[start RAW DATA]

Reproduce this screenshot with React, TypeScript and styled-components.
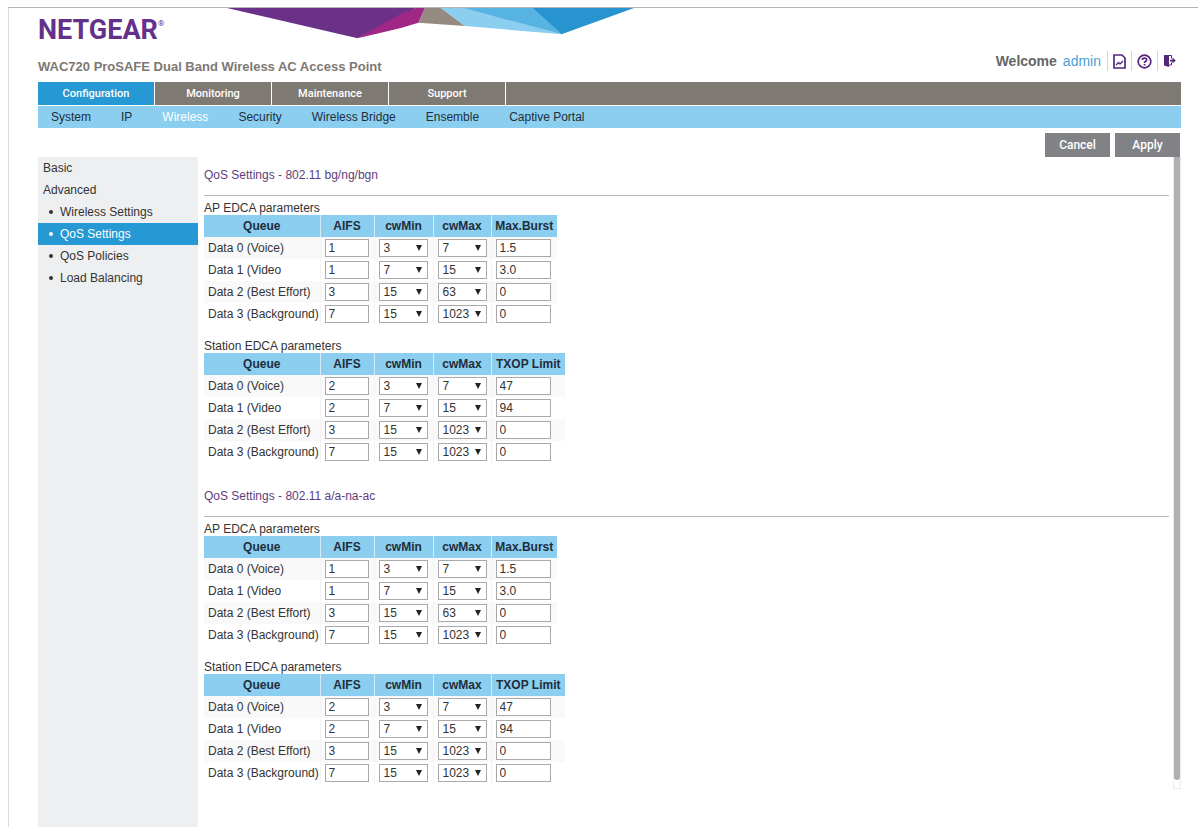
import React, { useId, useState } from "react";
import styled, { createGlobalStyle } from "styled-components";

const sans = '"Liberation Sans", Arial, Helvetica, sans-serif';

const GlobalStyle = createGlobalStyle`
  *, *::before, *::after { box-sizing: border-box; }
  body {
    margin: 0;
    padding: 7px 0 7px 8px;
    background: #fff;
    color: #333;
    font: 12px/22px ${sans};
  }
  button, input, select { font: inherit; color: inherit; }
`;

const Page = styled.div`
  display: flex;
  flex-direction: column;
  min-height: calc(100vh - 14px);
  padding: 0 17px 0 29px;
  border-top: 1px solid #b4b4b6;
  border-left: 1px solid #dcdcdc;
`;

const Header = styled.header`
  display: flex;
  height: 42px;
`;

const Logo = styled.div`
  flex: 0 0 189px;
  padding-top: 6px;
  color: #63308a;
  font: 700 27px/32px Roboto, ${sans};
  sup {
    font-size: 8px;
    font-weight: 400;
    line-height: 8px;
    vertical-align: 13px;
  }
`;

const TitleBar = styled.div`
  display: flex;
  justify-content: space-between;
  height: 32px;
`;

const Product = styled.h1`
  margin: 6px 0 0;
  color: #7d7873;
  font-size: 13px;
  line-height: 22px;
`;

const Account = styled.div`
  display: flex;
  height: 20px;
  margin-top: 1px;
  align-items: center;
  color: #666;
  font-size: 14px;
  font-weight: 700;
  line-height: 20px;
`;

const UserLink = styled.a`
  margin: 0 6px;
  color: #4a9fd4;
  font-weight: 400;
  text-decoration: none;
`;

const IconButton = styled.button`
  display: flex;
  align-items: center;
  height: 20px;
  padding: 0 5px;
  border: 0;
  border-left: 1px solid #d3d3d3;
  background: none;
  cursor: pointer;
`;

const Tabs = styled.nav`
  display: flex;
  height: 23px;
  margin-bottom: 1px;
  background: #7f7973;
`;

const Tab = styled.a<{ $active?: boolean }>`
  width: 117px;
  border-right: 1px solid #fff;
  background: ${(p) => (p.$active ? "#2698d3" : "transparent")};
  color: #fff;
  font: 500 11px/23px Roboto, ${sans};
  text-align: center;
  text-decoration: none;
`;

const SubTabs = styled.nav`
  display: flex;
  gap: 30px;
  height: 22px;
  padding-left: 13px;
  background: #8bcef0;
`;

const SubTab = styled.a<{ $active?: boolean }>`
  color: ${(p) => (p.$active ? "#fff" : "#222f3a")};
  text-decoration: none;
`;

const Actions = styled.div`
  display: flex;
  justify-content: flex-end;
  gap: 5px;
  padding: 5px 1px 0 0;
`;

const ActionButton = styled.button`
  width: 65px;
  height: 24px;
  padding: 0;
  border: 0;
  background: #818285;
  color: #fff;
  font: 500 12px/24px Roboto, ${sans};
  cursor: pointer;
`;

const Body = styled.div`
  display: flex;
  flex: 1;
`;

const Sidebar = styled.nav`
  flex: 0 0 160px;
  background: #eeeff0;
`;

const SideLink = styled.a<{ $sub?: boolean; $active?: boolean }>`
  display: flex;
  align-items: center;
  height: 22px;
  padding-left: ${(p) => (p.$sub ? "11px" : "5px")};
  background: ${(p) => (p.$active ? "#2698d3" : "transparent")};
  color: ${(p) => (p.$active ? "#fff" : "#333")};
  text-decoration: none;
  &::before {
    content: "";
    display: ${(p) => (p.$sub ? "block" : "none")};
    width: 4px;
    height: 4px;
    margin-right: 7px;
    border-radius: 2px;
    background: currentColor;
  }
`;

const Main = styled.main`
  flex: 1;
  min-width: 0;
  padding: 0 4px 0 6px;
`;

const ScrollTrack = styled.div`
  display: flex;
  flex: 0 0 8px;
  flex-direction: column;
  margin-bottom: 38px;
  border: 1px solid #ececec;
  border-top: 0;
`;

const ScrollThumb = styled.div`
  flex: 1;
  margin-bottom: 8px;
  border-radius: 0 0 3px 3px;
  background: #afb0b4;
`;

const BandTitle = styled.h2`
  margin: 0 0 6px;
  padding: 7px 0 9px;
  border-bottom: 1px solid #b8b8b8;
  color: #5f3d7c;
  font-size: 12px;
  font-weight: 400;
`;

const Table = styled.table`
  margin-bottom: 15px;
  border-collapse: collapse;
  table-layout: fixed;
  width: 0;
  caption {
    height: 13px;
    line-height: 12px;
    text-align: left;
    white-space: nowrap;
  }
  tbody tr:nth-child(odd) { background: #f9f9f9; }
`;

const HeadCell = styled.th<{ $width: number }>`
  width: ${(p) => p.$width}px;
  height: 22px;
  padding: 0;
  border-right: 1px solid #d3ebf8;
  background: #8bcef0;
  color: #1f2d3a;
  white-space: nowrap;
  &:last-child { border-right: 0; }
`;

const Cell = styled.td`
  height: 22px;
  padding: 0 0 0 4px;
  border-right: 1px solid #f3f3f3;
  line-height: 18px;
  white-space: nowrap;
  &:last-child { border-right: 0; }
`;

const Field = styled.input<{ $width: number }>`
  display: block;
  width: ${(p) => p.$width}px;
  height: 18px;
  padding: 0 3px;
  border: 1px solid #a9a9a9;
  border-radius: 0;
  background: #fff;
  line-height: 16px;
`;

const SelectBox = styled.span`
  display: grid;
  width: 49px;
  height: 18px;
  align-items: center;
  > * { grid-area: 1 / 1; }
  svg {
    justify-self: end;
    margin-right: 6px;
    pointer-events: none;
  }
`;

const Select = styled.select`
  appearance: none;
  width: 49px;
  height: 18px;
  padding: 0 0 0 4px;
  border: 1px solid #a9a9a9;
  border-radius: 0;
  background: #fff;
  line-height: 16px;
`;

const Banner = () => (
  <svg width="408" height="31" viewBox="227 8 408 31" aria-hidden="true">
    <path d="M227 8H416L357.500 38.300Z" fill="#6b3189" />
    <path d="M416 8H425L418.500 22.800L401 28L357.500 38.300L400 14Z" fill="#9f2886" />
    <path d="M425 8H441L465 26L418.500 22.800Z" fill="#968b80" />
    <path d="M441 8H468L561.500 34.300L465 26Z" fill="#8bcef0" />
    <path d="M464 8H534L561.500 34.300Z" fill="#57b3e2" />
    <path d="M533 8H634L561.500 34.300Z" fill="#2794cf" />
  </svg>
);

const ReportIcon = () => (
  <svg width="13" height="15" viewBox="0 0 13 15" fill="none" stroke="#54277a" strokeWidth="1.700">
    <path d="M1 1H9L12 4V14H1Z" />
    <path d="M3 11L5.500 8.500L7 10L10 7" strokeWidth="1.300" />
  </svg>
);

const HelpIcon = () => (
  <svg width="15" height="15" viewBox="0 0 15 15" fill="none" stroke="#54277a" strokeWidth="1.700">
    <circle cx="7.500" cy="7.500" r="6.300" />
    <path d="M5.300 6C5.300 3.500 9.700 3.500 9.700 5.900C9.700 7.300 7.500 7.200 7.500 8.900" />
    <path d="M7.500 10V11.500" />
  </svg>
);

const ExitIcon = () => (
  <svg width="13" height="15" viewBox="0 0 13 15">
    <path d="M1 1L6 2V13L1 11.500Z" fill="#54277a" />
    <path d="M2 1.500H8.500V4.500M8.500 8.500V11H6" fill="none" stroke="#54277a" />
    <path d="M7 5.700H9.500V3.500L12.800 6.500L9.500 9.500V7.500H7Z" fill="#54277a" />
  </svg>
);

const Arrow = () => (
  <svg width="6" height="6" viewBox="0 0 6 6" aria-hidden="true">
    <path d="M0 0H6L3 6Z" fill="#222" />
  </svg>
);

type Row = [queue: string, aifs: string, cwMin: string, cwMax: string, last: string];

const apRows: Row[] = [
  ["Data 0 (Voice)", "1", "3", "7", "1.5"],
  ["Data 1 (Video", "1", "7", "15", "3.0"],
  ["Data 2 (Best Effort)", "3", "15", "63", "0"],
  ["Data 3 (Background)", "7", "15", "1023", "0"],
];

const stationRows: Row[] = [
  ["Data 0 (Voice)", "2", "3", "7", "47"],
  ["Data 1 (Video", "2", "7", "15", "94"],
  ["Data 2 (Best Effort)", "3", "15", "1023", "0"],
  ["Data 3 (Background)", "7", "15", "1023", "0"],
];

const windowSizes = ["1", "3", "7", "15", "31", "63", "127", "255", "511", "1023"];

function WindowSelect({ label, initial }: { label: string; initial: string }) {
  const [value, setValue] = useState(initial);
  return (
    <SelectBox>
      <Select aria-label={label} value={value} onChange={(e) => setValue(e.target.value)}>
        {windowSizes.map((size) => (
          <option key={size}>{size}</option>
        ))}
      </Select>
      <Arrow />
    </SelectBox>
  );
}

function EdcaTable({ caption, last, lastWidth, rows }: { caption: string; last: string; lastWidth: number; rows: Row[] }) {
  const id = useId();
  return (
    <Table>
      <caption>{caption}</caption>
      <thead>
        <tr>
          <HeadCell $width={116}>Queue</HeadCell>
          <HeadCell $width={54}>AIFS</HeadCell>
          <HeadCell $width={59}>cwMin</HeadCell>
          <HeadCell $width={58}>cwMax</HeadCell>
          <HeadCell $width={lastWidth}>{last}</HeadCell>
        </tr>
      </thead>
      <tbody>
        {rows.map(([queue, aifs, cwMin, cwMax, limit], i) => (
          <tr key={queue}>
            <Cell id={`${id}-${i}`}>{queue}</Cell>
            <Cell><Field $width={44} aria-label={`${queue} AIFS`} defaultValue={aifs} /></Cell>
            <Cell><WindowSelect label={`${queue} cwMin`} initial={cwMin} /></Cell>
            <Cell><WindowSelect label={`${queue} cwMax`} initial={cwMax} /></Cell>
            <Cell><Field $width={55} aria-label={`${queue} ${last}`} defaultValue={limit} /></Cell>
          </tr>
        ))}
      </tbody>
    </Table>
  );
}

const tabs = ["Configuration", "Monitoring", "Maintenance", "Support"];
const subTabs = ["System", "IP", "Wireless", "Security", "Wireless Bridge", "Ensemble", "Captive Portal"];
const sideItems = ["Wireless Settings", "QoS Settings", "QoS Policies", "Load Balancing"];
const bands = ["802.11 bg/ng/bgn", "802.11 a/a-na-ac"];

export default function App() {
  return (
    <>
      <GlobalStyle />
      <Page>
        <Header>
          <Logo>NETGEAR<sup>®</sup></Logo>
          <Banner />
        </Header>
        <TitleBar>
          <Product>WAC720 ProSAFE Dual Band Wireless AC Access Point</Product>
          <Account>
            Welcome
            <UserLink href="#account">admin</UserLink>
            <IconButton aria-label="Report"><ReportIcon /></IconButton>
            <IconButton aria-label="Help"><HelpIcon /></IconButton>
            <IconButton aria-label="Log out"><ExitIcon /></IconButton>
          </Account>
        </TitleBar>
        <Tabs>
          {tabs.map((tab, i) => (
            <Tab key={tab} href="#tab" $active={i === 0}>{tab}</Tab>
          ))}
        </Tabs>
        <SubTabs>
          {subTabs.map((tab) => (
            <SubTab key={tab} href="#section" $active={tab === "Wireless"}>{tab}</SubTab>
          ))}
        </SubTabs>
        <Actions>
          <ActionButton>Cancel</ActionButton>
          <ActionButton>Apply</ActionButton>
        </Actions>
        <Body>
          <Sidebar>
            <SideLink href="#basic">Basic</SideLink>
            <SideLink href="#advanced">Advanced</SideLink>
            {sideItems.map((item) => (
              <SideLink key={item} href="#item" $sub $active={item === "QoS Settings"}>{item}</SideLink>
            ))}
          </Sidebar>
          <Main>
            {bands.map((band) => (
              <section key={band}>
                <BandTitle>QoS Settings - {band}</BandTitle>
                <EdcaTable caption="AP EDCA parameters" last="Max.Burst" lastWidth={66} rows={apRows} />
                <EdcaTable caption="Station EDCA parameters" last="TXOP Limit" lastWidth={74} rows={stationRows} />
              </section>
            ))}
          </Main>
          <ScrollTrack>
            <ScrollThumb />
          </ScrollTrack>
        </Body>
      </Page>
    </>
  );
}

[end RAW DATA]

**WHAT YOU ARE ASKED TO DO:** Return exactly what appears from the opening line of the material through the line with "Arial, Helvetica, sans-serif';", apart from the pictures.

**THE OUTPUT:**
Reproduce this screenshot with React, TypeScript and styled-components.
import React, { useId, useState } from "react";
import styled, { createGlobalStyle } from "styled-components";

const sans = '"Liberation Sans", Arial, Helvetica, sans-serif';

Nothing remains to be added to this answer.